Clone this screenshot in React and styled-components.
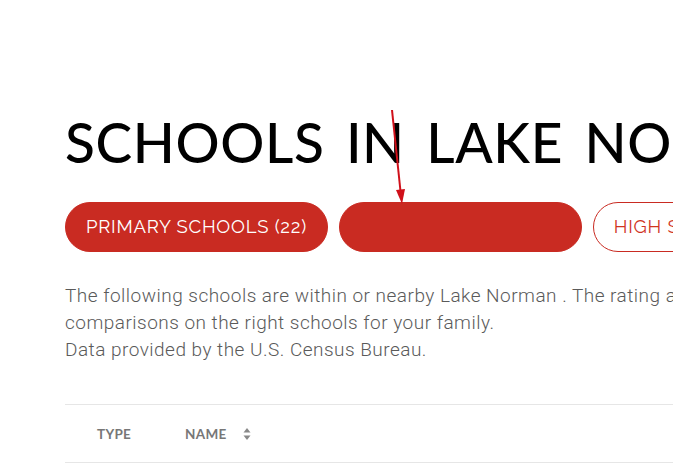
import React from "react";
import styled, { createGlobalStyle } from "styled-components";

const Global = createGlobalStyle`
  html, body { margin: 0; padding: 0; background: #fff; overflow: hidden; }
  body { width: 673px; height: 475px; }
`;

const Page = styled.div`
  position: relative;
  width: 1200px;
  padding: 109px 0 0 65px;
  box-sizing: border-box;
`;

const Title = styled.h1`
  margin: 0;
  font-family: "Lato", sans-serif;
  font-weight: 500;
  font-size: 55px;
  line-height: 66px;
  letter-spacing: 0.6px;
  word-spacing: 7px;
  color: #000;
  white-space: nowrap;
`;

const Tabs = styled.div`
  display: flex;
  gap: 11px;
  margin-top: 27px;
`;

const Tab = styled.button`
  height: 50px;
  box-sizing: border-box;
  padding: 0 20px 2px;
  border-radius: 25px;
  border: 1px solid #c92b22;
  background: ${(p) => (p.$active ? "#c92b22" : "#fff")};
  color: ${(p) => (p.$active ? "#fff" : "#d0351f")};
  font-family: "Raleway", "Open Sans", sans-serif;
  font-size: 18.5px;
  font-weight: 400;
  letter-spacing: 0.75px;
  white-space: nowrap;
  width: ${(p) => (p.$w ? p.$w + "px" : "auto")};
  flex: none;
`;

const Intro = styled.p`
  margin: 30px 0 0;
  font-family: "Roboto", sans-serif;
  font-weight: 300;
  font-size: 19px;
  line-height: 27px;
  letter-spacing: 0.48px;
  color: #5a5a5a;
  white-space: nowrap;
`;

const Table = styled.div`
  margin-top: 41px;
  border-top: 1px solid #e6e6e6;
  border-bottom: 1px solid #e6e6e6;
  height: 57px;
  display: flex;
  align-items: center;
  padding-left: 32px;
`;

const Head = styled.div`
  display: flex;
  align-items: center;
  gap: 16px;
  width: ${(p) => p.$w}px;
  font-family: "Lato", sans-serif;
  font-weight: 700;
  font-size: 13.5px;
  letter-spacing: 0.3px;
  color: #777;
`;

const Arrow = styled.svg`
  position: absolute;
  left: 0;
  top: 0;
  pointer-events: none;
`;

const SortIcon = () => (
  <svg width="8" height="14" viewBox="0 0 8 14">
    <path d="M4 1 L7.5 5.5 H0.5 Z" fill="#888" />
    <path d="M4 13 L7.5 8.5 H0.5 Z" fill="#888" />
  </svg>
);

export default function App() {
  return (
    <>
      <Global />
      <Page>
        <Title>SCHOOLS IN LAKE NORMAN</Title>
        <Tabs>
          <Tab $active>PRIMARY SCHOOLS (22)</Tab>
          <Tab $active $w={243}></Tab>
          <Tab>HIGH SCHOOLS (6)</Tab>
        </Tabs>
        <Intro>
          The following schools are within or nearby Lake Norman . The rating and reviews can help you make informed
          <br />
          comparisons on the right schools for your family.
          <br />
          Data provided by the U.S. Census Bureau.
        </Intro>
        <Table>
          <Head $w={88}>TYPE</Head>
          <Head $w={120}>
            NAME <SortIcon />
          </Head>
        </Table>
        <Arrow width="673" height="475">
          <line x1="392" y1="110" x2="401" y2="196" stroke="#d0101a" strokeWidth="2" />
          <path d="M396 190 L402 204 L405 189 Z" fill="#d0101a" />
        </Arrow>
      </Page>
    </>
  );
}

- - - - -

Task objective
Make an exact copy of all the material, but keep the pictures out of it.

Written answer
Clone this screenshot in React and styled-components.
import React from "react";
import styled, { createGlobalStyle } from "styled-components";

const Global = createGlobalStyle`
  html, body { margin: 0; padding: 0; background: #fff; overflow: hidden; }
  body { width: 673px; height: 475px; }
`;

const Page = styled.div`
  position: relative;
  width: 1200px;
  padding: 109px 0 0 65px;
  box-sizing: border-box;
`;

const Title = styled.h1`
  margin: 0;
  font-family: "Lato", sans-serif;
  font-weight: 500;
  font-size: 55px;
  line-height: 66px;
  letter-spacing: 0.6px;
  word-spacing: 7px;
  color: #000;
  white-space: nowrap;
`;

const Tabs = styled.div`
  display: flex;
  gap: 11px;
  margin-top: 27px;
`;

const Tab = styled.button`
  height: 50px;
  box-sizing: border-box;
  padding: 0 20px 2px;
  border-radius: 25px;
  border: 1px solid #c92b22;
  background: ${(p) => (p.$active ? "#c92b22" : "#fff")};
  color: ${(p) => (p.$active ? "#fff" : "#d0351f")};
  font-family: "Raleway", "Open Sans", sans-serif;
  font-size: 18.5px;
  font-weight: 400;
  letter-spacing: 0.75px;
  white-space: nowrap;
  width: ${(p) => (p.$w ? p.$w + "px" : "auto")};
  flex: none;
`;

const Intro = styled.p`
  margin: 30px 0 0;
  font-family: "Roboto", sans-serif;
  font-weight: 300;
  font-size: 19px;
  line-height: 27px;
  letter-spacing: 0.48px;
  color: #5a5a5a;
  white-space: nowrap;
`;

const Table = styled.div`
  margin-top: 41px;
  border-top: 1px solid #e6e6e6;
  border-bottom: 1px solid #e6e6e6;
  height: 57px;
  display: flex;
  align-items: center;
  padding-left: 32px;
`;

const Head = styled.div`
  display: flex;
  align-items: center;
  gap: 16px;
  width: ${(p) => p.$w}px;
  font-family: "Lato", sans-serif;
  font-weight: 700;
  font-size: 13.5px;
  letter-spacing: 0.3px;
  color: #777;
`;

const Arrow = styled.svg`
  position: absolute;
  left: 0;
  top: 0;
  pointer-events: none;
`;

const SortIcon = () => (
  <svg width="8" height="14" viewBox="0 0 8 14">
    <path d="M4 1 L7.5 5.5 H0.5 Z" fill="#888" />
    <path d="M4 13 L7.5 8.5 H0.5 Z" fill="#888" />
  </svg>
);

export default function App() {
  return (
    <>
      <Global />
      <Page>
        <Title>SCHOOLS IN LAKE NORMAN</Title>
        <Tabs>
          <Tab $active>PRIMARY SCHOOLS (22)</Tab>
          <Tab $active $w={243}></Tab>
          <Tab>HIGH SCHOOLS (6)</Tab>
        </Tabs>
        <Intro>
          The following schools are within or nearby Lake Norman . The rating and reviews can help you make informed
          <br />
          comparisons on the right schools for your family.
          <br />
          Data provided by the U.S. Census Bureau.
        </Intro>
        <Table>
          <Head $w={88}>TYPE</Head>
          <Head $w={120}>
            NAME <SortIcon />
          </Head>
        </Table>
        <Arrow width="673" height="475">
          <line x1="392" y1="110" x2="401" y2="196" stroke="#d0101a" strokeWidth="2" />
          <path d="M396 190 L402 204 L405 189 Z" fill="#d0101a" />
        </Arrow>
      </Page>
    </>
  );
}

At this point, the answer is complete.